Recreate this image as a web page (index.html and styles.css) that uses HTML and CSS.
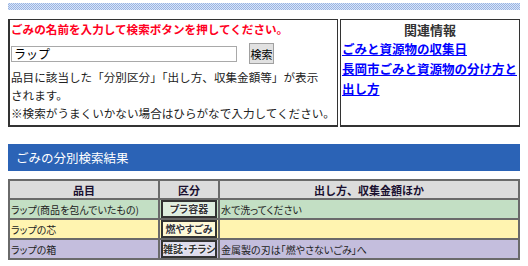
FILE: index.html
```html
<!DOCTYPE html>
<html lang="ja">
  <head>
    <meta charset="UTF-8" />
    <title>ごみの分別検索</title>
    <link rel="stylesheet" href="styles.css">
  </head>
  <body>
    <div class="stripe"></div>

    <div class="search-box">
      <div class="search-main">
        <p class="search-title">ごみの名前を入力して検索ボタンを押してください。</p>
        <form class="search-form">
          <input type="text" class="search-input" value="ラップ" />
          <button type="button" class="search-button">検索</button>
        </form>
        <p class="search-note">品目に該当した「分別区分」「出し方、収集金額等」が表示<br />されます。<br />※検索がうまくいかない場合はひらがなで入力してください。</p>
      </div>
      <div class="related">
        <h2>関連情報</h2>
        <a href="#">ごみと資源物の収集日</a><br />
        <a href="#">長岡市ごみと資源物の分け方と出し方</a>
      </div>
    </div>

    <h1 class="result-title">ごみの分別検索結果</h1>

    <table class="result-table">
      <colgroup>
        <col class="col-item" />
        <col class="col-kind" />
        <col />
      </colgroup>
      <thead>
        <tr>
          <th>品目</th>
          <th>区分</th>
          <th>出し方、収集金額ほか</th>
        </tr>
      </thead>
      <tbody>
        <tr class="row-plastic">
          <td>ラップ(商品を包んでいたもの)</td>
          <td><span class="badge">プラ容器</span></td>
          <td>水で洗ってください</td>
        </tr>
        <tr class="row-burn">
          <td>ラップの芯</td>
          <td><span class="badge">燃やすごみ</span></td>
          <td></td>
        </tr>
        <tr class="row-paper">
          <td>ラップの箱</td>
          <td><span class="badge">雑誌・チラシ</span></td>
          <td>金属製の刃は「燃やさないごみ」へ</td>
        </tr>
      </tbody>
    </table>
  </body>
</html>
```

FILE: styles.css
```css
* {
  box-sizing: border-box;
  margin: 0;
  padding: 0;
}

body {
  padding: 3px 8px;
  font-family: "Noto Sans CJK JP", sans-serif;
  font-size: 11.6px;
  color: #222;
  background: #fff;
}

.stripe {
  height: 7px;
  background: repeating-conic-gradient(#98b4e4 0 25%, #d9e4f6 0 50%) 0 0 / 2px 2px;
}

/* search area */
.search-box {
  display: flex;
  gap: 2px;
  margin-top: 9px;
  height: 108px;
}

.search-main {
  width: 330px;
  border: 1px solid #333;
  border-left-width: 2px;
  border-bottom-width: 2px;
  padding: 1px 0 0 1px;
}

.search-title {
  color: #ff0022;
  font-weight: 700;
  font-size: 11.6px;
  line-height: 16px;
}

.search-form {
  display: flex;
  align-items: center;
  gap: 12px;
  margin-top: 6px;
  height: 21px;
}

.search-input {
  width: 226px;
  height: 16px;
  border: 1px solid #a9a9a9;
  padding: 0 2px;
  font: inherit;
  font-size: 12px;
  color: #000;
}

.search-button {
  width: 25px;
  height: 21px;
  padding: 0;
  border: 1px solid #a0a0a0;
  background: #e1e1e1;
  font: inherit;
  font-size: 11px;
  color: #000;
  white-space: nowrap;
  overflow: hidden;
}

.search-note {
  margin-top: 4px;
  line-height: 18px;
  white-space: nowrap;
}

.related {
  flex: 1;
  border: 1px solid #333;
  border-bottom-width: 2px;
  padding: 1px 1px 0 1px;
  line-height: 20px;
}

.related h2 {
  text-align: center;
  font-size: 13px;
  font-weight: 700;
  color: #333;
  line-height: 17px;
  margin-bottom: 1px;
}

.related a {
  color: #0000ff;
  font-weight: 700;
  font-size: 12.5px;
}

/* results */
.result-title {
  margin-top: 17px;
  height: 27px;
  background: #2b63b6;
  color: #fff;
  font-size: 12.5px;
  font-weight: 400;
  line-height: 27px;
  padding-left: 8px;
}

.result-table {
  width: 100%;
  margin-top: 8px;
  border-collapse: collapse;
  table-layout: fixed;
  font-size: 10px;
  font-feature-settings: "palt";
}

.col-item {
  width: 150px;
}
.col-kind {
  width: 60px;
}

.result-table th,
.result-table td {
  border: 2px solid #6a6a6a;
  height: 20px;
  padding: 0 1px;
  text-align: left;
  color: #222;
  white-space: nowrap;
}

.result-table th {
  background: #dcdcdc;
  text-align: center;
  font-size: 11px;
  font-weight: 700;
  color: #1a1030;
  height: 19px;
  font-feature-settings: normal;
}

.row-plastic td {
  background: #c3dfc4;
}
.row-burn td {
  background: #fff4b0;
}
.row-paper td {
  background: #c4bedd;
}

.result-table td:nth-child(2) {
  padding: 0;
  text-align: center;
}

.badge {
  display: block;
  margin: 0 1px;
  border: 2px solid #333;
  background: rgba(255, 255, 255, 0.45);
  font-weight: 700;
  font-size: 10px;
  line-height: 14px;
  color: #333;
  white-space: nowrap;
  overflow: hidden;
  text-shadow: 0 0 2px #fff, 0 0 2px #fff;
}
```
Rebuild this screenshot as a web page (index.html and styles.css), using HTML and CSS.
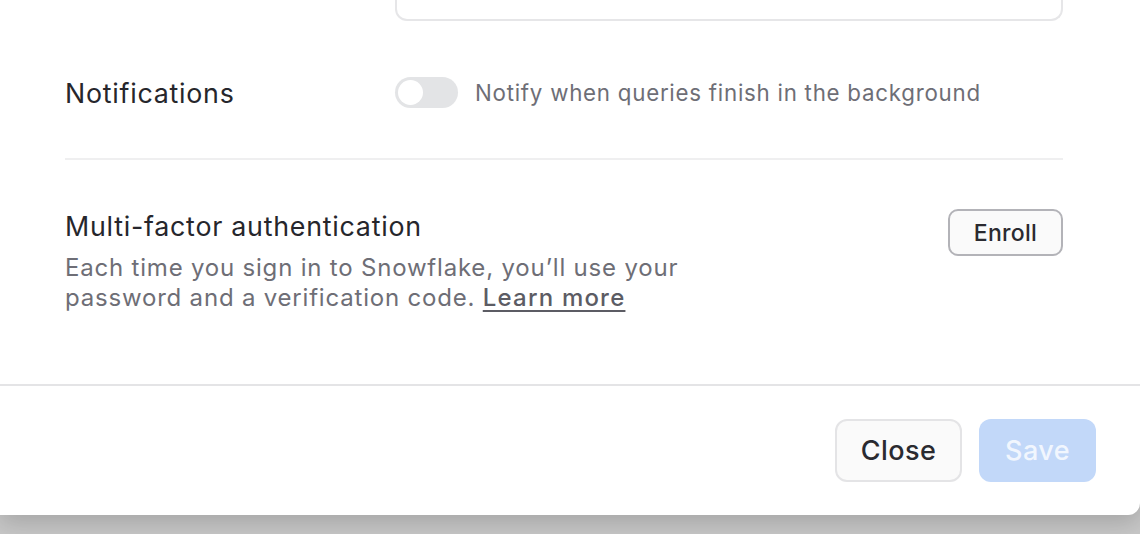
FILE: index.html
```html
<!DOCTYPE html>
<html>
<head>
<meta charset="utf-8">
<link rel="stylesheet" href="styles.css">
</head>
<body>
<div class="modal">
  <div class="modal-body">
    <div class="row row-input">
      <div class="label-col"></div>
      <div class="control-col"><div class="input-stub"></div></div>
    </div>
    <div class="row row-notify">
      <div class="label-col"><span class="label">Notifications</span></div>
      <div class="control-col toggle-line">
        <span class="toggle"><span class="knob"></span></span>
        <span class="hint">Notify when queries finish in the background</span>
      </div>
    </div>
    <div class="divider"></div>
    <div class="mfa">
      <div class="mfa-text">
        <div class="mfa-title">Multi-factor authentication</div>
        <div class="mfa-desc">Each time you sign in to Snowflake, you’ll use your password and a verification code. <a class="link">Learn more</a></div>
      </div>
      <button class="btn btn-enroll">Enroll</button>
    </div>
  </div>
  <div class="modal-footer">
    <button class="btn btn-close">Close</button>
    <button class="btn btn-save">Save</button>
  </div>
</div>
</body>
</html>
```
FILE: styles.css
```css
* { box-sizing: border-box; }
html, body { margin: 0; padding: 0; }
body {
  width: 1140px;
  height: 534px;
  overflow: hidden;
  background: linear-gradient(#aeaeae, #c8c8c8 60px);
  font-family: Inter, "Noto Sans", sans-serif;
  color: #24242a;
}
.modal {
  background: #fff;
  height: 515px;
  border-bottom-right-radius: 12px;
  box-shadow: 0 8px 24px rgba(0,0,0,0.18);
  display: flex;
  flex-direction: column;
}
.modal-body {
  padding: 0 77px 0 65px;
  height: 386px;
  border-bottom: 2px solid #e4e4e6;
}
.row { display: flex; }
.label-col { width: 330px; flex-shrink: 0; }
.control-col { flex: 1; }
.input-stub {
  height: 21px;
  border: 2px solid #e6e6e8;
  border-top: none;
  border-radius: 0 0 12px 12px;
}
.row-notify { margin-top: 56px; align-items: center; height: 31px; }
.label { font-size: 26.8px; font-weight: 400; letter-spacing: 0.75px; color: #26262c; }
.toggle-line { display: flex; align-items: center; gap: 17px; }
.toggle {
  width: 63px; height: 31px; border-radius: 16px;
  background: #e3e4e6; display: flex; align-items: center; padding-left: 3px;
}
.knob { width: 25px; height: 25px; border-radius: 50%; background: #fff; }
.hint { font-size: 22.3px; color: #6e6e76; letter-spacing: 0.75px; }
.divider { height: 2px; background: #efeff0; margin-top: 50px; }
.mfa {
  display: flex; justify-content: space-between; align-items: flex-start;
  padding-top: 47px;
}
.btn-enroll { margin-top: 2px; }
.mfa-title { font-size: 26.8px; font-weight: 400; line-height: 38px; letter-spacing: 0.75px; color: #26262c; }
.mfa-desc {
  width: 680px; font-size: 24px; line-height: 30px; color: #6e6e76;
  margin-top: 8px; letter-spacing: 0.8px;
}
.link { color: #5c5c64; text-decoration: underline; text-decoration-thickness: 2px; text-underline-offset: 4px; font-weight: 500; letter-spacing: 1.2px; }
.btn {
  font-family: Inter, "Noto Sans", sans-serif;
  cursor: pointer;
}
.btn-enroll {
  width: 115px; height: 47px; border: 2px solid #b3b3b8; border-radius: 10px;
  background: #fafafa; color: #2a2a30; font-size: 23px; font-weight: 500; padding: 0;
  letter-spacing: 0.3px;
}
.modal-footer {
  flex: 1; display: flex; justify-content: flex-end; align-items: center;
  gap: 17px; padding-right: 44px; padding-bottom: 0px;
}
.btn-close {
  width: 127px; height: 63px; border: 2px solid #e4e4e6; border-radius: 12px;
  background: #fafafa; color: #2a2a30; font-size: 27px; font-weight: 500; padding: 0;
  letter-spacing: 0.4px;
}
.btn-save {
  width: 117px; height: 63px; border: none; border-radius: 12px;
  background: #c2d8f9; color: #f1f6fe; font-size: 27px; font-weight: 500; padding: 0;
  letter-spacing: 0.4px;
}
```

============

List the lines of the entries that include "styles".

SOLUTION TO THE PROBLEM »
Recreate this image as a web page (index.html and styles.css) that uses HTML and CSS.
    <link rel="stylesheet" href="styles.css">
FILE: styles.css
Rebuild this screenshot as a web page (index.html and styles.css), using HTML and CSS.
<link rel="stylesheet" href="styles.css">
FILE: styles.css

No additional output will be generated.